Capital budgeting is the backbone of financial economics. Related topics in financial economics include: the time value of money, the meaning of net-present value, accounting concepts consistent with present-value calculations, discount rates, and option valuation techniques.
In the public sector, the term is often exclusively associated with infrastructure investments -- plant and equipment. It is more properly associated with all policy choices that have significant, long-term consequences: especially decisions about missions, programs, products, processes, or procedures.
There are standard solutions to several kinds of capital-budgeting problems: make or buy decisions, investment in working capital (especially inventories) decisions, maintenance-level decisions, project selection, the choice of mutually exclusive investments, and investments in plant with fluctuating rates of production. However, the same basic calculus of benefits and costs is supposed to guide all classes policy choices with long-term consequences.

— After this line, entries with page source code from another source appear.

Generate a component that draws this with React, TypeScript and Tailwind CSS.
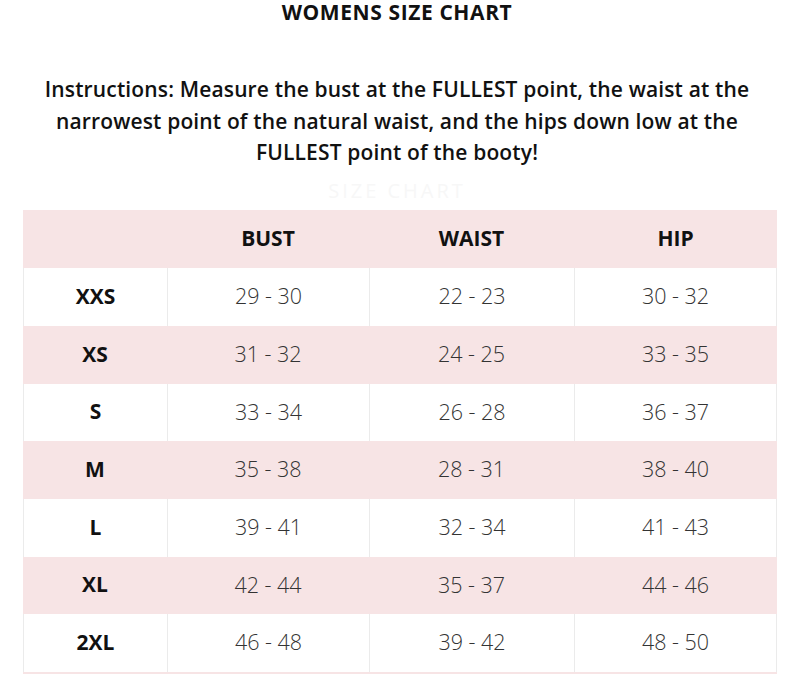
import React from "react";

const rows: { size: string; bust: string; waist: string; hip: string; pink: boolean; h: string }[] = [
  { size: "XXS", bust: "29 - 30", waist: "22 - 23", hip: "30 - 32", pink: false, h: "h-[58px]" },
  { size: "XS", bust: "31 - 32", waist: "24 - 25", hip: "33 - 35", pink: true, h: "h-[58px]" },
  { size: "S", bust: "33 - 34", waist: "26 - 28", hip: "36 - 37", pink: false, h: "h-[57px]" },
  { size: "M", bust: "35 - 38", waist: "28 - 31", hip: "38 - 40", pink: true, h: "h-[58px]" },
  { size: "L", bust: "39 - 41", waist: "32 - 34", hip: "41 - 43", pink: false, h: "h-[58px]" },
  { size: "XL", bust: "42 - 44", waist: "35 - 37", hip: "44 - 46", pink: true, h: "h-[57px]" },
  { size: "2XL", bust: "46 - 48", waist: "39 - 42", hip: "48 - 50", pink: false, h: "h-[58px]" },
];

export default function App() {
  return (
    <div
      className="w-[794px] h-[674px] bg-white overflow-hidden text-[#111]"
      style={{ fontFamily: '"Open Sans", "Noto Sans", sans-serif' }}
    >
      <div className="h-[24px] text-center text-[21px] font-bold leading-[24px] tracking-[0.6px]">
        WOMENS SIZE CHART
      </div>
      <div className="pt-[50px] text-center text-[21px] font-semibold leading-[31.5px] tracking-[0.15px]">
        <div>Instructions: Measure the bust at the FULLEST point, the waist at the</div>
        <div>narrowest point of the natural waist, and the hips down low at the</div>
        <div>FULLEST point of the booty!</div>
      </div>
      <div className="h-[41px] flex items-center justify-center text-[20px] text-[#f7f7f7] tracking-[3px] pt-[4px]">
        SIZE CHART
      </div>
      <div className="ml-[23px] w-[754px]">
        <div className="grid grid-cols-[144px_202px_205px_203px] h-[58px] bg-[#f7e4e5] text-[21px] font-bold">
          <div />
          <div className="flex items-center justify-center">BUST</div>
          <div className="flex items-center justify-center">WAIST</div>
          <div className="flex items-center justify-center">HIP</div>
        </div>
        {rows.map((r) => (
          <div
            key={r.size}
            className={`grid grid-cols-[144px_202px_205px_203px] ${r.h} ${r.pink ? "bg-[#f7e4e5]" : "bg-white"}`}
          >
            <div className={`flex items-center justify-center text-[21px] font-bold ${r.pink ? "" : "border-l border-[#ebebeb]"}`}>
              {r.size}
            </div>
            <div className={`flex items-center justify-center text-[21.5px] font-light text-[#333] ${r.pink ? "" : "border-l border-[#ebebeb]"}`}>
              {r.bust}
            </div>
            <div className={`flex items-center justify-center text-[21.5px] font-light text-[#333] ${r.pink ? "" : "border-l border-[#ebebeb]"}`}>
              {r.waist}
            </div>
            <div className={`flex items-center justify-center text-[21.5px] font-light text-[#333] ${r.pink ? "" : "border-x border-[#ebebeb]"}`}>
              {r.hip}
            </div>
          </div>
        ))}
        <div className="h-[2px] bg-[#f7e4e5]" />
      </div>
    </div>
  );
}
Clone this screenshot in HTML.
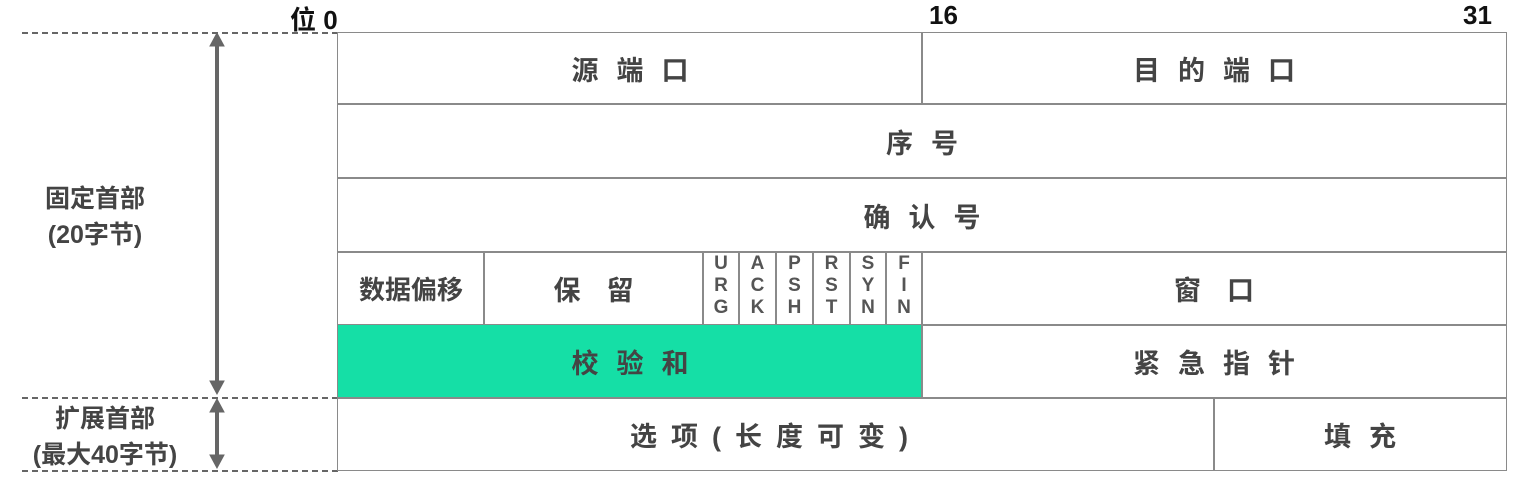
<!DOCTYPE html>
<html><head><meta charset="utf-8"><style>
body{margin:0;width:1527px;height:484px;background:#fff;position:relative;overflow:hidden;font-family:"Liberation Sans","Noto Sans CJK SC",sans-serif;}
.c{position:absolute;border:1.5px solid #8a8a8a;box-sizing:border-box;display:flex;align-items:center;justify-content:center;color:#444;font-weight:bold;font-size:27px;letter-spacing:18px;padding-left:18px;}
.f{position:absolute;border:1.5px solid #8a8a8a;box-sizing:border-box;color:#555;font-weight:bold;font-size:19px;line-height:22px;text-align:center;padding-top:1px;}
.t{position:absolute;font-weight:bold;color:#111;font-size:26px;}
.l{position:absolute;color:#444;font-weight:bold;font-size:25px;text-align:center;line-height:36px;}
.d{position:absolute;height:0;border-top:2px dashed #666;}
</style></head><body>
<div class="t" style="left:290px;top:0px">位 0</div>
<div class="t" style="left:929px;top:0px">16</div>
<div class="t" style="left:1463px;top:0px">31</div>
<div class="d" style="left:22px;top:32px;width:316px"></div>
<div class="d" style="left:22px;top:397px;width:316px"></div>
<div class="d" style="left:22px;top:470px;width:316px"></div>
<svg style="position:absolute;left:205px;top:30px" width="26" height="445">
<g fill="#666" stroke="#666">
<line x1="12" y1="10" x2="12" y2="356" stroke-width="4"/>
<polygon points="12,3 5,16 19,16" />
<polygon points="12,364 5,351 19,351"/>
<line x1="12" y1="378" x2="12" y2="430" stroke-width="4"/>
<polygon points="12,369 5,382 19,382"/>
<polygon points="12,438 5,425 19,425"/>
</g></svg>
<div class="l" style="left:30px;top:181px;width:130px">固定首部<br>(20字节)</div>
<div class="l" style="left:20px;top:401px;width:170px">扩展首部<br>(最大40字节)</div>

<div class="c" style="left:337px;top:32px;width:586px;height:73px">源端口</div>
<div class="c" style="left:921px;top:32px;width:586px;height:73px">目的端口</div>
<div class="c" style="left:337px;top:103px;width:1170px;height:76px">序号</div>
<div class="c" style="left:337px;top:177px;width:1170px;height:76px">确认号</div>
<div class="c" style="left:337px;top:251px;width:148px;height:75px;letter-spacing:0;padding-left:0;font-size:26px">数据偏移</div>
<div class="c" style="left:483px;top:251px;width:221px;height:75px;letter-spacing:26px;padding-left:26px">保留</div>
<div class="f" style="left:702px;top:251px;width:38px;height:75px">U<br>R<br>G</div>
<div class="f" style="left:738px;top:251px;width:39px;height:75px">A<br>C<br>K</div>
<div class="f" style="left:775px;top:251px;width:39px;height:75px">P<br>S<br>H</div>
<div class="f" style="left:812px;top:251px;width:39px;height:75px">R<br>S<br>T</div>
<div class="f" style="left:849px;top:251px;width:38px;height:75px">S<br>Y<br>N</div>
<div class="f" style="left:885px;top:251px;width:38px;height:75px">F<br>I<br>N</div>
<div class="c" style="left:921px;top:251px;width:586px;height:75px;letter-spacing:26px;padding-left:26px">窗口</div>
<div class="c" style="left:337px;top:324px;width:586px;height:75px;background:#15dfa6">校验和</div>
<div class="c" style="left:921px;top:324px;width:586px;height:75px">紧急指针</div>
<div class="c" style="left:337px;top:397px;width:878px;height:74px;letter-spacing:14px;padding-left:0">选项(长度可变)</div>
<div class="c" style="left:1213px;top:397px;width:294px;height:74px">填充</div>
</body></html>
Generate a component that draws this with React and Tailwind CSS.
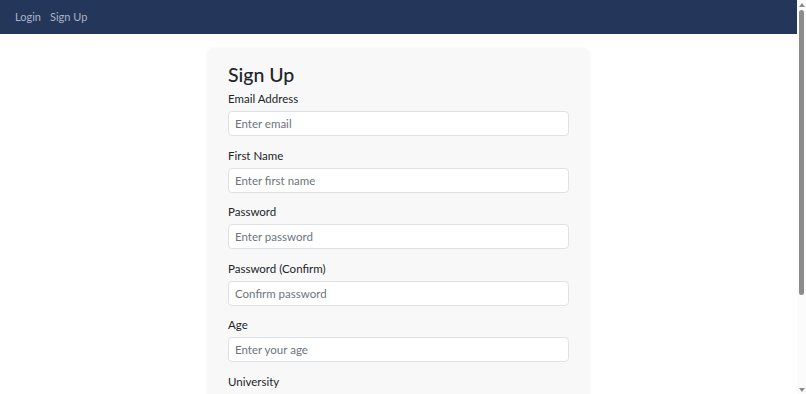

Financial theory teaches that, in the presence of a capital market where funds can be obtained at a price, welfare will be maximized by the implementation of all policy choices that generate positive net-present values. This means, in part, that the timing of benefits and costs is generally of no importance. Most students of financial economics further assert that capital budgeting decisions should also be independent of the source of financing -- value will be the same regardless of whether it is financed with debt, equity or taxes.
Taken together these two assertions imply that all capital budgeting decisions should be governed by cost-benefit analysis, which says: do it whenever benefits exceed costs.